OOD IDev applies the identity-deviation metric to OVIS:
\[
\mathrm{IDev}_i =
\frac{1}{|\mathcal{T}_i|}
\sum_{t\in\mathcal{T}_i}
\left\|
z_{\mathrm{id}}^t(i)-\bar{z}_{\mathrm{id}}(i)
\right\|_2.
\]
Lower OOD IDev means that the same object keeps a more stable identity
representation across visible annotated frames.

The source-to-target generalization gap is reported as the FG-ARI drop from the
source setting to OVIS:
\[
\mathrm{Gap}
=
\mathrm{FG\text{-}ARI}_{\mathrm{source}}
-
\mathrm{FG\text{-}ARI}_{\mathrm{OVIS}}.
\]
Lower gap indicates better out-of-distribution transfer.

For sample-efficient transfer, the learned representation is frozen and a
lightweight target head is trained using $k\in\{10,50,100\}$ labelled OVIS
tracks. The 10-shot score reports target accuracy with $k=10$, and Few-shot AUC
summarizes target accuracy across the tested values of $k$.

% -------------------------------------------------------------------------
\subsection{Visual Reasoning Transfer Metrics}
\label{appsec:reasoning_metrics}

For FMNIST2 addition and subtraction, accuracy measures whether the model
predicts the correct arithmetic output.

HMC measures rationale misalignment between the model-selected evidence and the
ground-truth relevant objects. Lower HMC indicates better rationale alignment.

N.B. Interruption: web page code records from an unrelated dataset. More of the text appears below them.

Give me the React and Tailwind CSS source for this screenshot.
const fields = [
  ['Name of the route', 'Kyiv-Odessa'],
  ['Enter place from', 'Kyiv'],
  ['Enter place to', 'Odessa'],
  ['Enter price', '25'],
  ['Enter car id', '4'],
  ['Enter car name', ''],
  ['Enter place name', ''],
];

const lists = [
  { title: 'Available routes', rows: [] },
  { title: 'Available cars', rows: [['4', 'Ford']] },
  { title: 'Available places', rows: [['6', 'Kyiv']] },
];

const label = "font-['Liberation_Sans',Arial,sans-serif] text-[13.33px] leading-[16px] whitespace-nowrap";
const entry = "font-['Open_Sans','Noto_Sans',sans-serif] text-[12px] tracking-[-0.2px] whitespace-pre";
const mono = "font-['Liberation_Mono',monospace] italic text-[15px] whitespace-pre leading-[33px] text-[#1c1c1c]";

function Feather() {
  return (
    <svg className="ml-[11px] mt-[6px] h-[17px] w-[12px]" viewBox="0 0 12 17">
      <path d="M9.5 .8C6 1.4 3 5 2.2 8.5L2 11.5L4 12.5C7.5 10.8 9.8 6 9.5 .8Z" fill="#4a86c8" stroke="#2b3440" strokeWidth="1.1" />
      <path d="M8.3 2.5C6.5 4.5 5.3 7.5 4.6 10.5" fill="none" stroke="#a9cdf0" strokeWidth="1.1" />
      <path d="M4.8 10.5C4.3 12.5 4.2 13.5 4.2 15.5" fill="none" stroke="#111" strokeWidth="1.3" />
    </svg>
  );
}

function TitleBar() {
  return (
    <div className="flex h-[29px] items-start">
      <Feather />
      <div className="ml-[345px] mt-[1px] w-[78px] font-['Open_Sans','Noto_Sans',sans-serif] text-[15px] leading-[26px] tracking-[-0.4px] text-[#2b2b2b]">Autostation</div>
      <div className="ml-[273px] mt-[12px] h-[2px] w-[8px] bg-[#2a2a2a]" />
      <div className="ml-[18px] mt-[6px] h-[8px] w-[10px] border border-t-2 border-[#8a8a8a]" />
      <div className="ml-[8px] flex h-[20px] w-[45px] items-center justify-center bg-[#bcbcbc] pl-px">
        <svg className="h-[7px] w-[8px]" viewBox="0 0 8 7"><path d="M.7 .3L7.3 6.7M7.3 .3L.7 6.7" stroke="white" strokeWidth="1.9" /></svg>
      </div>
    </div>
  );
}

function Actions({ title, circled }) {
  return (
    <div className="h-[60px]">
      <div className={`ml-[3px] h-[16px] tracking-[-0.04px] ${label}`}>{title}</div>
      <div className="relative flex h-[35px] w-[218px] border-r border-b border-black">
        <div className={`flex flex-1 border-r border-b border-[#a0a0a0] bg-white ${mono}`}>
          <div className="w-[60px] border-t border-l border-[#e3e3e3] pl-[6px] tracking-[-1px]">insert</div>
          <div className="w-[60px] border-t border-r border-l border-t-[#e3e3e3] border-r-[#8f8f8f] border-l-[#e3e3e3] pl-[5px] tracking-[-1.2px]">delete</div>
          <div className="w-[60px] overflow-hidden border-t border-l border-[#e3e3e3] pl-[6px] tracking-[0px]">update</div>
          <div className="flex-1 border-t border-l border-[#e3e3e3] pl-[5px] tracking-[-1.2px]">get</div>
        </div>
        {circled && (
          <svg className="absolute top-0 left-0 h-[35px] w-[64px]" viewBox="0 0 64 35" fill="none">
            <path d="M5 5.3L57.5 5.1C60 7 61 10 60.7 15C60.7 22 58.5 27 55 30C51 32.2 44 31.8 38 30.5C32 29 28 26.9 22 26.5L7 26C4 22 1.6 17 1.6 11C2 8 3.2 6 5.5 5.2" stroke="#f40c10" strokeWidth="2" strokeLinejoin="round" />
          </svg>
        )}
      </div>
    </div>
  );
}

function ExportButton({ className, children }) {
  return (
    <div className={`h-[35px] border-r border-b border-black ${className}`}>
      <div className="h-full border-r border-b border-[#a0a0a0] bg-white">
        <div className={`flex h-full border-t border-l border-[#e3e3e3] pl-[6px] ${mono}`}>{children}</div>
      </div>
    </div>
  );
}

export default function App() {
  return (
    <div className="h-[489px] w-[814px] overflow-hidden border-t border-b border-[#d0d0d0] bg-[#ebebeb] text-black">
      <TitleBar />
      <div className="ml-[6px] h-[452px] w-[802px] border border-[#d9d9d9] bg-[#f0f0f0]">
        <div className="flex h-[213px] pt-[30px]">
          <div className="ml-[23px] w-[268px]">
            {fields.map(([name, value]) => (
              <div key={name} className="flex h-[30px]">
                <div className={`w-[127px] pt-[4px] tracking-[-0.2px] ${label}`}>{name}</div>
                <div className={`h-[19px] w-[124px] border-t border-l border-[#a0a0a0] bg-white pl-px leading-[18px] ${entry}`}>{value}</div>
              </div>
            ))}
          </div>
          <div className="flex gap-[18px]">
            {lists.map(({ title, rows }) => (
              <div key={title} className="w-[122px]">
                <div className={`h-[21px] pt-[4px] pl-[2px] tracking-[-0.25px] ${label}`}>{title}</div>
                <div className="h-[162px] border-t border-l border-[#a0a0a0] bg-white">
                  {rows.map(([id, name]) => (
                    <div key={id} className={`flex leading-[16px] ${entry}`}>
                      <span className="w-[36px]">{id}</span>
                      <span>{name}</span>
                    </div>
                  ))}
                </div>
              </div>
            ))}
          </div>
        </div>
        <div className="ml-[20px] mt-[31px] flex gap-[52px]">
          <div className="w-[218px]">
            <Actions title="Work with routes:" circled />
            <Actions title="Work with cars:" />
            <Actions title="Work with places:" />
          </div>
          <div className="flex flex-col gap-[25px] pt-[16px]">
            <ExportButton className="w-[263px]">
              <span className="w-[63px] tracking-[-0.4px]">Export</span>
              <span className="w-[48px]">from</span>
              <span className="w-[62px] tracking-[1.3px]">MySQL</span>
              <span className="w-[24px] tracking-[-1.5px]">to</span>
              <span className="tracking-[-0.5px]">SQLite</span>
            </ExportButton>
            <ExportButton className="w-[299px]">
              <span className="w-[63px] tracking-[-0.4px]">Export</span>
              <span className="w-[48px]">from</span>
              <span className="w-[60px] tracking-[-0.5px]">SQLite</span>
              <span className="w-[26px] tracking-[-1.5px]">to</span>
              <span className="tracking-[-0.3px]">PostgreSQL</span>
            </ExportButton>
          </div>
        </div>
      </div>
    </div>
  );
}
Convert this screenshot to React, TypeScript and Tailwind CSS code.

Rationale F1 measures the overlap between the predicted relevant objects and
the ground-truth relevant objects. Higher F1 indicates more faithful
object-level reasoning.

In the FMNIST2 transfer experiments, source accuracy and HMC are reported for
the in-domain task, while target accuracy and rationale F1 are reported for
few-shot Add$\rightarrow$Sub and Sub$\rightarrow$Add transfer.